Cole testified that DOJ has charged 35 bankers and 25 financial advisers with misconduct related to facilitating U.S. tax evasion. Six of them have been convicted or pleaded guilty, while most of the rest are living in Switzerland.
At the hearing, the following exchange took place:
SEN. LEVIN: Most of those [bankers] would require extradition, is that correct?
MR. COLE: That's correct.
SEN. LEVIN: And have you sought extradition?
MR. COLE: We have not filed an extradition request because we have been -- through our experience in our office of international affairs the Swiss will not extradite their citizens so we've been focusing our efforts on things we thought would be more productive.
SEN. LEVIN: But there's no prohibition on our requesting extradition?
MR. COLE: There is not.
The U.S. extradition treaty with Switzerland gives the Swiss government the discretion to deny requests tied to tax offenses, but that discretion ends when criminal conduct such as fraud is involved. At least some of the charges laid out in the indictments seem to meet that standard, according to Levin and McCain.
If the Swiss were willing to prosecute the bankers and advisers, they could waive extradition. But tax evasion is not a crime in Switzerland, so that exemption is meaningless in this case, the senators said. In other words, there is no legitimate reason for the Swiss to deny a request for extradition.

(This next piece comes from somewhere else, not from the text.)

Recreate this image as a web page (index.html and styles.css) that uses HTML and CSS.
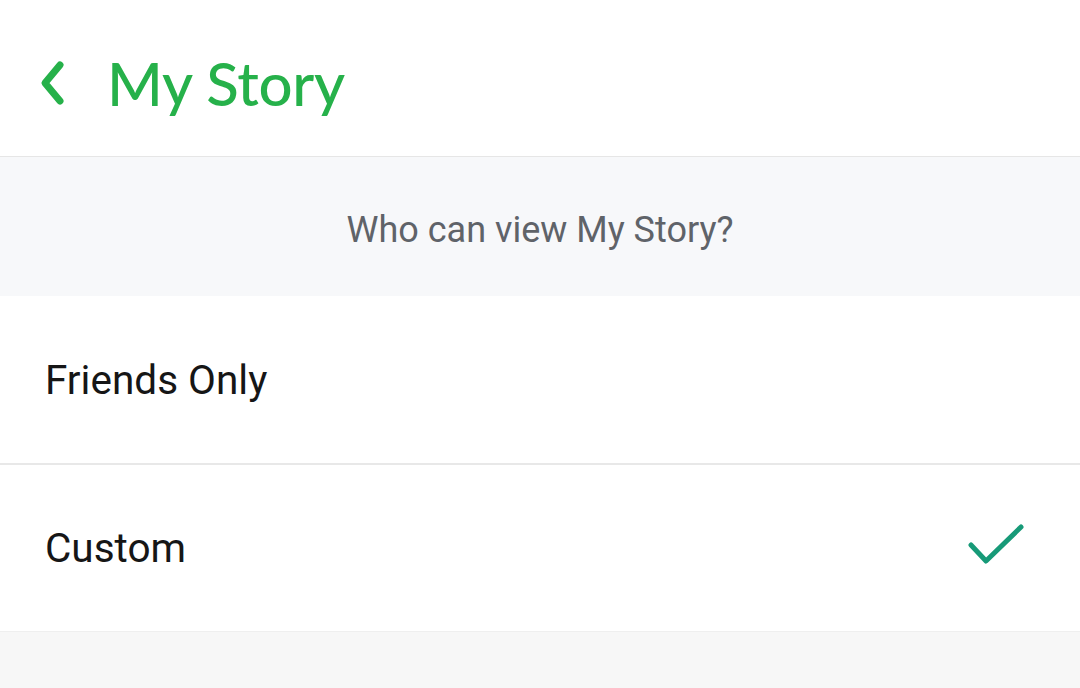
FILE: index.html
```html
<!DOCTYPE html>
<html>
<head>
<meta charset="utf-8">
<link rel="stylesheet" href="styles.css">
</head>
<body>
<div class="screen">
  <header class="header">
    <svg class="back" width="30" height="48" viewBox="0 0 30 48">
      <polyline points="22,6 7,24 22,42" fill="none" stroke="#26b14a" stroke-width="7" stroke-linecap="round" stroke-linejoin="round"/>
    </svg>
    <h1 class="title">My Story</h1>
  </header>
  <section class="question">
    <p>Who can view My Story?</p>
  </section>
  <ul class="options">
    <li class="option">Friends Only</li>
    <li class="option">
      <span>Custom</span>
      <svg class="check" width="60" height="46" viewBox="0 0 60 46">
        <polyline points="3,22 18,38 53,4" fill="none" stroke="#179a78" stroke-width="5" stroke-linecap="round" stroke-linejoin="round"/>
      </svg>
    </li>
  </ul>
  <div class="rest"></div>
</div>
</body>
</html>
```
FILE: styles.css
```css
* { box-sizing: border-box; }
html, body { margin: 0; padding: 0; }
body { width: 1080px; height: 688px; overflow: hidden; background: #f7f7f7; font-family: Roboto, "Liberation Sans", sans-serif; }
.screen { display: flex; flex-direction: column; height: 688px; }
.header {
  height: 157px;
  background: #fff;
  border-bottom: 1px solid #e6e6e6;
  display: flex;
  align-items: center;
  padding-left: 38px;
  padding-top: 9px;
}
.back { flex: none; }
.title {
  margin: 0 0 0 39px;
  font-family: Lato, "Open Sans", sans-serif;
  font-weight: 500;
  font-size: 60px;
  color: #26b14a;
  letter-spacing: -0.3px;
}
.question {
  height: 139px;
  background: #f7f8fa;
  display: flex;
  align-items: center;
  justify-content: center;
}
.question p {
  margin: 6px 0 0 0;
  font-size: 36px;
  color: #5f6369;
}
.options { list-style: none; margin: 0; padding: 0; background: #fff; }
.option {
  height: 167px;
  display: flex;
  align-items: center;
  justify-content: space-between;
  padding: 0 52px 0 45px;
  font-size: 40.5px;
  color: #161616;
}
.option + .option { border-top: 2px solid #e8e8e8; height: 168px; }
.check { margin-top: -4px; }
.rest { flex: 1; background: #f7f7f7; border-top: 1px solid #efefef; }
```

But that doesn't mean that Switzerland will relent. The country has a less than stellar record of cooperating with the U.S. on tax evasion issues. The Swiss government has prevented financial institutions from handing over information after its largest bank, UBS, turned over 4,700 accounts of tax-evading Americans in 2009.
The Justice Department is tasked with trying to hold Swiss nationals accountable for breaking U.S. laws, without further damaging an already strained relationship with Switzerland.
There has been a long-running dispute between the U.S. and Switzerland, whose centuries-old culture of banking secrecy has made the country a sanctuary for the world’s rich.
The two countries struck a deal in August to allow some Swiss banks to pay fines to avoid or defer prosecution over tax evasion by wealthy American customers. The deal has attracted 106 Swiss banks, which have agreed to give up some information about U.S. customers. It does not cover the 14 Swiss banks, including Credit Suisse, that are being investigated by Justice.
The trouble with the agreement is that it does not force banks to give up the names of their American customers, the information most useful to prosecutors in finding tax evaders.
It's been a hard road, but the United States has made progress in combating tax abuses. More than 43,000 taxpayers have voluntarily told the IRS about their hidden offshore accounts and paid the government more than $6 billion in back taxes, interest and penalties.
Credit Suisse was at the center of the 178-page report issued by the subcommittee last month, alleging that from 2001 to 2008 Switzerland’s second-largest bank helped customers disguise Swiss accounts by opening them in the name of offshore shell entities.
Lawmakers accused the bank of helping wealthy Americans avoid paying taxes on as much as $12 billion in assets held at the institution.